» Goal of the exercise: Reproduce all the material exactly, minus any pictures it holds.

» Given data:

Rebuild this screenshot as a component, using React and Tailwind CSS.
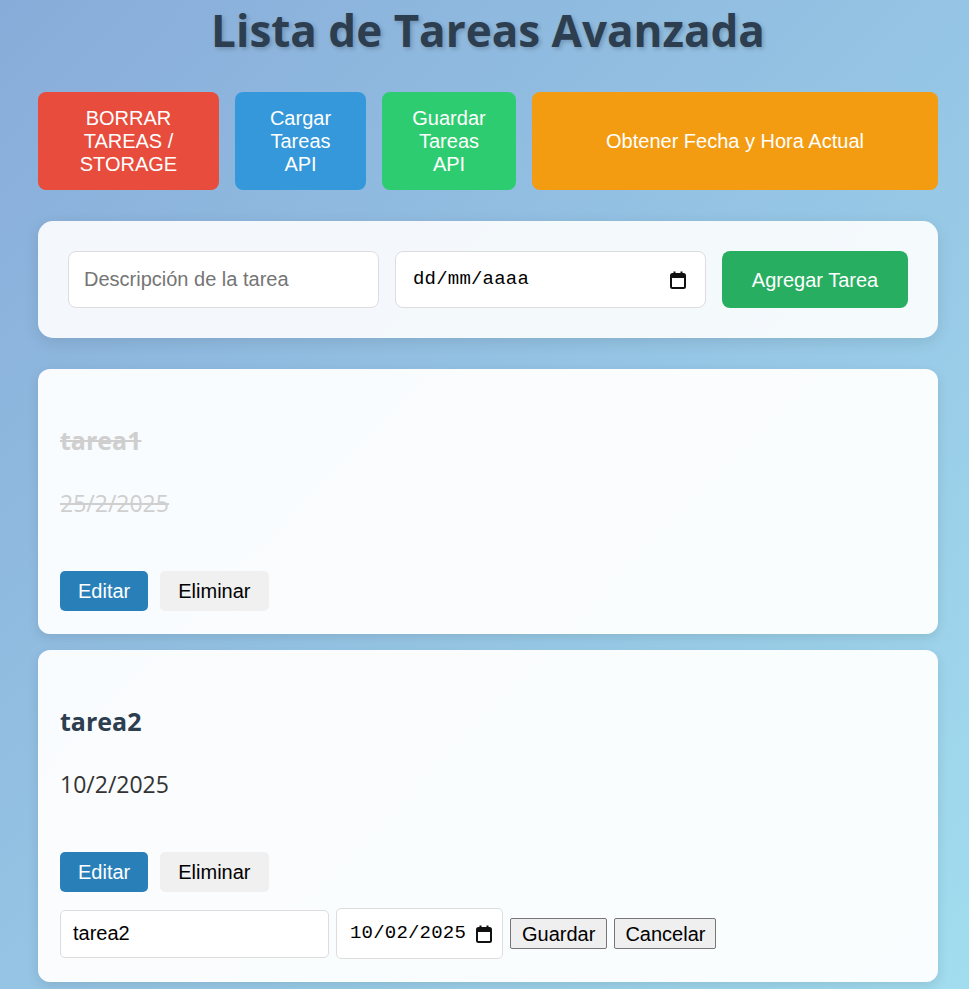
import { useState } from "react";

const sans = { fontFamily: '"Segoe UI", "Open Sans", "Noto Sans", sans-serif' };

function CalendarIcon() {
  return (
    <svg width="16" height="18" viewBox="0 0 16 18" className="shrink-0">
      <rect x="1" y="3" width="14" height="14" rx="1.5" fill="none" stroke="#111" strokeWidth="2" />
      <rect x="1" y="3" width="14" height="4" fill="#111" />
      <rect x="3.5" y="0.5" width="2" height="3" fill="#111" />
      <rect x="10.5" y="0.5" width="2" height="3" fill="#111" />
    </svg>
  );
}

function DateField({ value, className }) {
  return (
    <div
      className={`flex items-center justify-between bg-white border border-[#dddddd] ${className}`}
    >
      <span className="font-['Liberation_Mono',monospace] text-[19px] text-black tracking-[0.2px]">{value}</span>
      <CalendarIcon />
    </div>
  );
}

function TaskCard({ task, onEdit }) {
  return (
    <div className="rounded-[12px] bg-white/95 shadow-[0_4px_12px_rgba(0,0,0,0.1)] px-[22px] pt-[55px] pb-[23px]">
      <h3
        style={sans}
        className={`text-[25px] leading-[32px] font-bold ${task.done ? "text-[#cfcfcf] line-through" : "text-[#2c3e50]"}`}
      >
        {task.name}
      </h3>
      <p
        style={sans}
        className={`mt-[33px] text-[23px] leading-[28px] ${task.done ? "text-[#cfcfcf] line-through" : "text-[#333333]"}`}
      >
        {task.date}
      </p>
      <div className="mt-[54px] flex gap-3 font-['Liberation_Sans',Arial,sans-serif]">
        <button
          onClick={onEdit}
          className="h-[40px] px-[18px] rounded-[5px] bg-[#2980b9] text-white text-[20px]"
        >
          Editar
        </button>
        <button className="h-[40px] px-[18px] rounded-[5px] bg-[#f0f0f0] text-black text-[20px]">
          Eliminar
        </button>
      </div>
      {task.editing && (
        <div className="mt-4 flex items-center gap-[7px] font-['Liberation_Sans',Arial,sans-serif]">
          <input
            defaultValue={task.name}
            className="w-[269px] h-[48px] px-3 border border-[#dddddd] rounded-[5px] bg-white text-[20px] text-black outline-none"
          />
          <DateField value={task.editDate} className="w-[167px] h-[51px] pl-[13px] pr-[10px] rounded-[5px]" />
          <button className="h-[31px] px-[11px] border border-[#767676] rounded-[2px] bg-[#efefef] text-[20px] text-black leading-none">
            Guardar
          </button>
          <button className="h-[31px] px-[10px] border border-[#767676] rounded-[2px] bg-[#efefef] text-[20px] text-black leading-none">
            Cancelar
          </button>
        </div>
      )}
    </div>
  );
}

export default function App() {
  const [tasks] = useState([
    { id: 1, name: "tarea1", date: "25/2/2025", done: true },
    { id: 2, name: "tarea2", date: "10/2/2025", editDate: "10/02/2025", editing: true },
  ]);

  return (
    <div className="min-h-screen bg-gradient-to-br from-[#88acd9] to-[#a2ddef] pb-6">
      <div className="ml-[38px] w-[900px]">
        <h1
          style={{ ...sans, textShadow: "2px 2px 4px rgba(0,0,0,0.2)" }}
          className="text-center text-[44px] leading-[60px] font-bold text-[#2c3e50]"
        >
          Lista de Tareas Avanzada
        </h1>

        <div className="mt-[32px] flex gap-4 font-['Liberation_Sans',Arial,sans-serif] text-[20px] leading-[23px] text-white">
          <button className="w-[181px] h-[98px] px-5 rounded-[8px] bg-[#e74c3c]">BORRAR TAREAS / STORAGE</button>
          <button className="w-[131px] h-[98px] px-5 rounded-[8px] bg-[#3498db]">Cargar Tareas API</button>
          <button className="w-[134px] h-[98px] px-5 rounded-[8px] bg-[#2ecc71]">Guardar Tareas API</button>
          <button className="flex-1 h-[98px] px-5 rounded-[8px] bg-[#f39c12]">Obtener Fecha y Hora Actual</button>
        </div>

        <div className="mt-[31px] rounded-[15px] bg-white/90 shadow-[0_4px_15px_rgba(0,0,0,0.1)] p-[30px] flex gap-4 font-['Liberation_Sans',Arial,sans-serif]">
          <input
            placeholder="Descripción de la tarea"
            className="w-[311px] h-[57px] px-[15px] border border-[#dddddd] rounded-[8px] bg-white text-[20px] placeholder:text-[#757575] outline-none"
          />
          <DateField value="dd/mm/aaaa" className="w-[311px] h-[57px] pl-[17px] pr-[19px] rounded-[8px]" />
          <button className="w-[186px] h-[57px] rounded-[8px] bg-[#27ae60] text-white text-[20px]">Agregar Tarea</button>
        </div>

        <div className="mt-[31px] flex flex-col gap-4">
          {tasks.map((t) => (
            <TaskCard key={t.id} task={t} />
          ))}
        </div>
      </div>
    </div>
  );
}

» Correct output:
Rebuild this screenshot as a component, using React and Tailwind CSS.
import { useState } from "react";

const sans = { fontFamily: '"Segoe UI", "Open Sans", "Noto Sans", sans-serif' };

function CalendarIcon() {
  return (
    <svg width="16" height="18" viewBox="0 0 16 18" className="shrink-0">
      <rect x="1" y="3" width="14" height="14" rx="1.5" fill="none" stroke="#111" strokeWidth="2" />
      <rect x="1" y="3" width="14" height="4" fill="#111" />
      <rect x="3.5" y="0.5" width="2" height="3" fill="#111" />
      <rect x="10.5" y="0.5" width="2" height="3" fill="#111" />
    </svg>
  );
}

function DateField({ value, className }) {
  return (
    <div
      className={`flex items-center justify-between bg-white border border-[#dddddd] ${className}`}
    >
      <span className="font-['Liberation_Mono',monospace] text-[19px] text-black tracking-[0.2px]">{value}</span>
      <CalendarIcon />
    </div>
  );
}

function TaskCard({ task, onEdit }) {
  return (
    <div className="rounded-[12px] bg-white/95 shadow-[0_4px_12px_rgba(0,0,0,0.1)] px-[22px] pt-[55px] pb-[23px]">
      <h3
        style={sans}
        className={`text-[25px] leading-[32px] font-bold ${task.done ? "text-[#cfcfcf] line-through" : "text-[#2c3e50]"}`}
      >
        {task.name}
      </h3>
      <p
        style={sans}
        className={`mt-[33px] text-[23px] leading-[28px] ${task.done ? "text-[#cfcfcf] line-through" : "text-[#333333]"}`}
      >
        {task.date}
      </p>
      <div className="mt-[54px] flex gap-3 font-['Liberation_Sans',Arial,sans-serif]">
        <button
          onClick={onEdit}
          className="h-[40px] px-[18px] rounded-[5px] bg-[#2980b9] text-white text-[20px]"
        >
          Editar
        </button>
        <button className="h-[40px] px-[18px] rounded-[5px] bg-[#f0f0f0] text-black text-[20px]">
          Eliminar
        </button>
      </div>
      {task.editing && (
        <div className="mt-4 flex items-center gap-[7px] font-['Liberation_Sans',Arial,sans-serif]">
          <input
            defaultValue={task.name}
            className="w-[269px] h-[48px] px-3 border border-[#dddddd] rounded-[5px] bg-white text-[20px] text-black outline-none"
          />
          <DateField value={task.editDate} className="w-[167px] h-[51px] pl-[13px] pr-[10px] rounded-[5px]" />
          <button className="h-[31px] px-[11px] border border-[#767676] rounded-[2px] bg-[#efefef] text-[20px] text-black leading-none">
            Guardar
          </button>
          <button className="h-[31px] px-[10px] border border-[#767676] rounded-[2px] bg-[#efefef] text-[20px] text-black leading-none">
            Cancelar
          </button>
        </div>
      )}
    </div>
  );
}

export default function App() {
  const [tasks] = useState([
    { id: 1, name: "tarea1", date: "25/2/2025", done: true },
    { id: 2, name: "tarea2", date: "10/2/2025", editDate: "10/02/2025", editing: true },
  ]);

  return (
    <div className="min-h-screen bg-gradient-to-br from-[#88acd9] to-[#a2ddef] pb-6">
      <div className="ml-[38px] w-[900px]">
        <h1
          style={{ ...sans, textShadow: "2px 2px 4px rgba(0,0,0,0.2)" }}
          className="text-center text-[44px] leading-[60px] font-bold text-[#2c3e50]"
        >
          Lista de Tareas Avanzada
        </h1>

        <div className="mt-[32px] flex gap-4 font-['Liberation_Sans',Arial,sans-serif] text-[20px] leading-[23px] text-white">
          <button className="w-[181px] h-[98px] px-5 rounded-[8px] bg-[#e74c3c]">BORRAR TAREAS / STORAGE</button>
          <button className="w-[131px] h-[98px] px-5 rounded-[8px] bg-[#3498db]">Cargar Tareas API</button>
          <button className="w-[134px] h-[98px] px-5 rounded-[8px] bg-[#2ecc71]">Guardar Tareas API</button>
          <button className="flex-1 h-[98px] px-5 rounded-[8px] bg-[#f39c12]">Obtener Fecha y Hora Actual</button>
        </div>

        <div className="mt-[31px] rounded-[15px] bg-white/90 shadow-[0_4px_15px_rgba(0,0,0,0.1)] p-[30px] flex gap-4 font-['Liberation_Sans',Arial,sans-serif]">
          <input
            placeholder="Descripción de la tarea"
            className="w-[311px] h-[57px] px-[15px] border border-[#dddddd] rounded-[8px] bg-white text-[20px] placeholder:text-[#757575] outline-none"
          />
          <DateField value="dd/mm/aaaa" className="w-[311px] h-[57px] pl-[17px] pr-[19px] rounded-[8px]" />
          <button className="w-[186px] h-[57px] rounded-[8px] bg-[#27ae60] text-white text-[20px]">Agregar Tarea</button>
        </div>

        <div className="mt-[31px] flex flex-col gap-4">
          {tasks.map((t) => (
            <TaskCard key={t.id} task={t} />
          ))}
        </div>
      </div>
    </div>
  );
}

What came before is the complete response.